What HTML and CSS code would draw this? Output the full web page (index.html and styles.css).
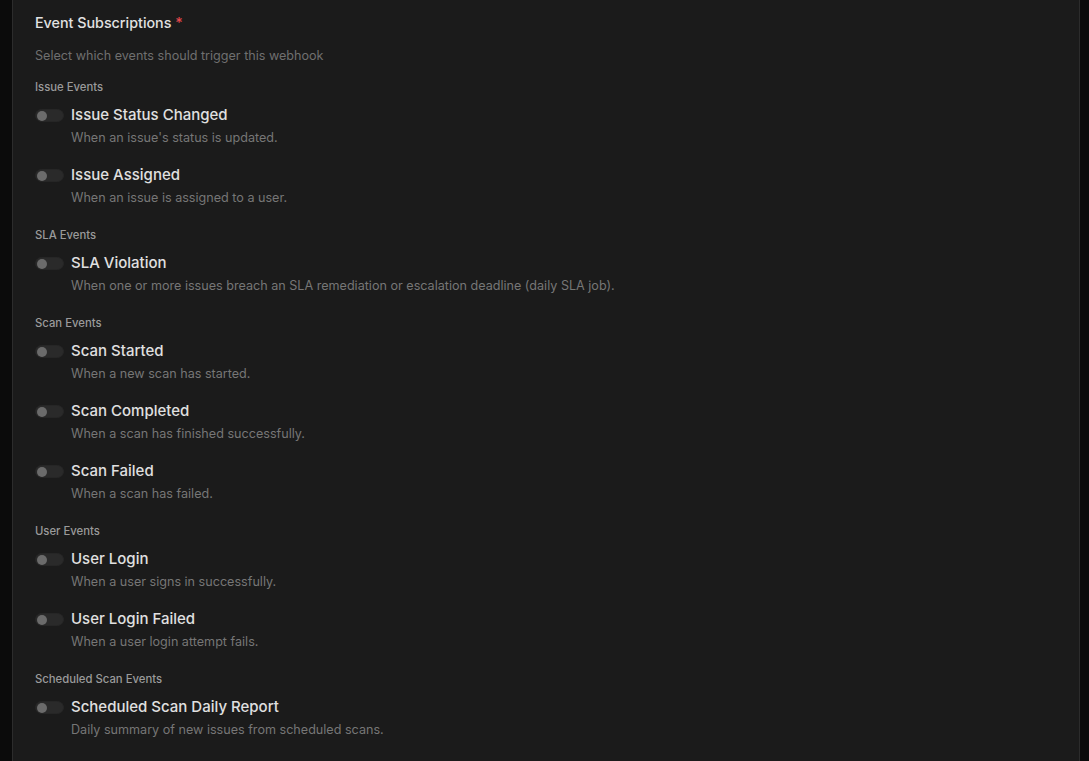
FILE: index.html
```html
<!DOCTYPE html>
<html lang="en">
<head>
    <meta charset="UTF-8">
    <meta name="viewport" content="width=device-width, initial-scale=1.0">
    <title>Webhook Events</title>
    <link rel="stylesheet" href="styles.css">
</head>
<body>

    <!-- Webhook form card -->
    <div class="card">
        <div class="field-title">Event Subscriptions <span class="required">*</span></div>
        <p class="field-hint">Select which events should trigger this webhook</p>

        <div class="group">
            <div class="group-label">Issue Events</div>
            <label class="event">
                <span class="toggle"><span class="knob"></span></span>
                <span class="event-text">
                    <span class="event-name">Issue Status Changed</span>
                    <span class="event-desc">When an issue's status is updated.</span>
                </span>
            </label>
            <label class="event">
                <span class="toggle"><span class="knob"></span></span>
                <span class="event-text">
                    <span class="event-name">Issue Assigned</span>
                    <span class="event-desc">When an issue is assigned to a user.</span>
                </span>
            </label>
        </div>

        <div class="group">
            <div class="group-label">SLA Events</div>
            <label class="event">
                <span class="toggle"><span class="knob"></span></span>
                <span class="event-text">
                    <span class="event-name">SLA Violation</span>
                    <span class="event-desc">When one or more issues breach an SLA remediation or escalation deadline (daily SLA job).</span>
                </span>
            </label>
        </div>

        <div class="group">
            <div class="group-label">Scan Events</div>
            <label class="event">
                <span class="toggle"><span class="knob"></span></span>
                <span class="event-text">
                    <span class="event-name">Scan Started</span>
                    <span class="event-desc">When a new scan has started.</span>
                </span>
            </label>
            <label class="event">
                <span class="toggle"><span class="knob"></span></span>
                <span class="event-text">
                    <span class="event-name">Scan Completed</span>
                    <span class="event-desc">When a scan has finished successfully.</span>
                </span>
            </label>
            <label class="event">
                <span class="toggle"><span class="knob"></span></span>
                <span class="event-text">
                    <span class="event-name">Scan Failed</span>
                    <span class="event-desc">When a scan has failed.</span>
                </span>
            </label>
        </div>

        <div class="group">
            <div class="group-label">User Events</div>
            <label class="event">
                <span class="toggle"><span class="knob"></span></span>
                <span class="event-text">
                    <span class="event-name">User Login</span>
                    <span class="event-desc">When a user signs in successfully.</span>
                </span>
            </label>
            <label class="event">
                <span class="toggle"><span class="knob"></span></span>
                <span class="event-text">
                    <span class="event-name">User Login Failed</span>
                    <span class="event-desc">When a user login attempt fails.</span>
                </span>
            </label>
        </div>

        <div class="group">
            <div class="group-label">Scheduled Scan Events</div>
            <label class="event">
                <span class="toggle"><span class="knob"></span></span>
                <span class="event-text">
                    <span class="event-name">Scheduled Scan Daily Report</span>
                    <span class="event-desc">Daily summary of new issues from scheduled scans.</span>
                </span>
            </label>
        </div>
    </div>

</body>
</html>
```

FILE: styles.css
```css
/* General Styles */
* {
    margin: 0;
    padding: 0;
    box-sizing: border-box;
    font-family: 'Inter', 'Noto Sans', sans-serif;
}

body {
    background: #0b0b0b;
    color: #e6e6e6;
    padding: 0 9px 0 12px;
    height: 100vh;
    overflow: hidden;
}

/* Card */
.card {
    background: #1b1b1b;
    border-left: 1px solid #2c2c2c;
    border-right: 1px solid #2c2c2c;
    padding: 13px 22px 40px 22px;
    min-height: 100%;
}

.field-title {
    font-size: 14.3px;
    font-weight: 500;
    line-height: 20px;
    color: #e2e2e2;
}

.required {
    color: #e5484d;
}

.field-hint {
    font-size: 12.6px;
    line-height: 20px;
    color: #6f6f6f;
    margin-top: 13px;
}

/* Event groups */
.group {
    margin-top: 19px;
}

.field-hint + .group {
    margin-top: 13px;
}

.group-label {
    font-size: 11.3px;
    font-weight: 500;
    line-height: 16px;
    color: #9a9a9a;
    margin-bottom: 10px;
}

.event {
    display: flex;
    align-items: flex-start;
    gap: 7px;
    cursor: pointer;
}

.event + .event {
    margin-top: 17px;
}

/* Switch */
.toggle {
    width: 29px;
    height: 13px;
    margin-top: 4px;
    border-radius: 7px;
    background: #2a2a2a;
    border: 1px solid #262626;
    display: flex;
    align-items: center;
    padding: 0 1px;
    flex-shrink: 0;
}

.knob {
    width: 10px;
    height: 10px;
    border-radius: 50%;
    background: #6b6b6b;
}

.event-text {
    display: flex;
    flex-direction: column;
    gap: 3px;
}

.event-name {
    font-size: 15px;
    font-weight: 500;
    line-height: 20px;
    color: #e0e0e0;
}

.event-desc {
    font-size: 12.6px;
    line-height: 20px;
    color: #767676;
}
```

Task objective: Tally how many lines in the material above hold the word "this". Write only that number.

Complete answer: 2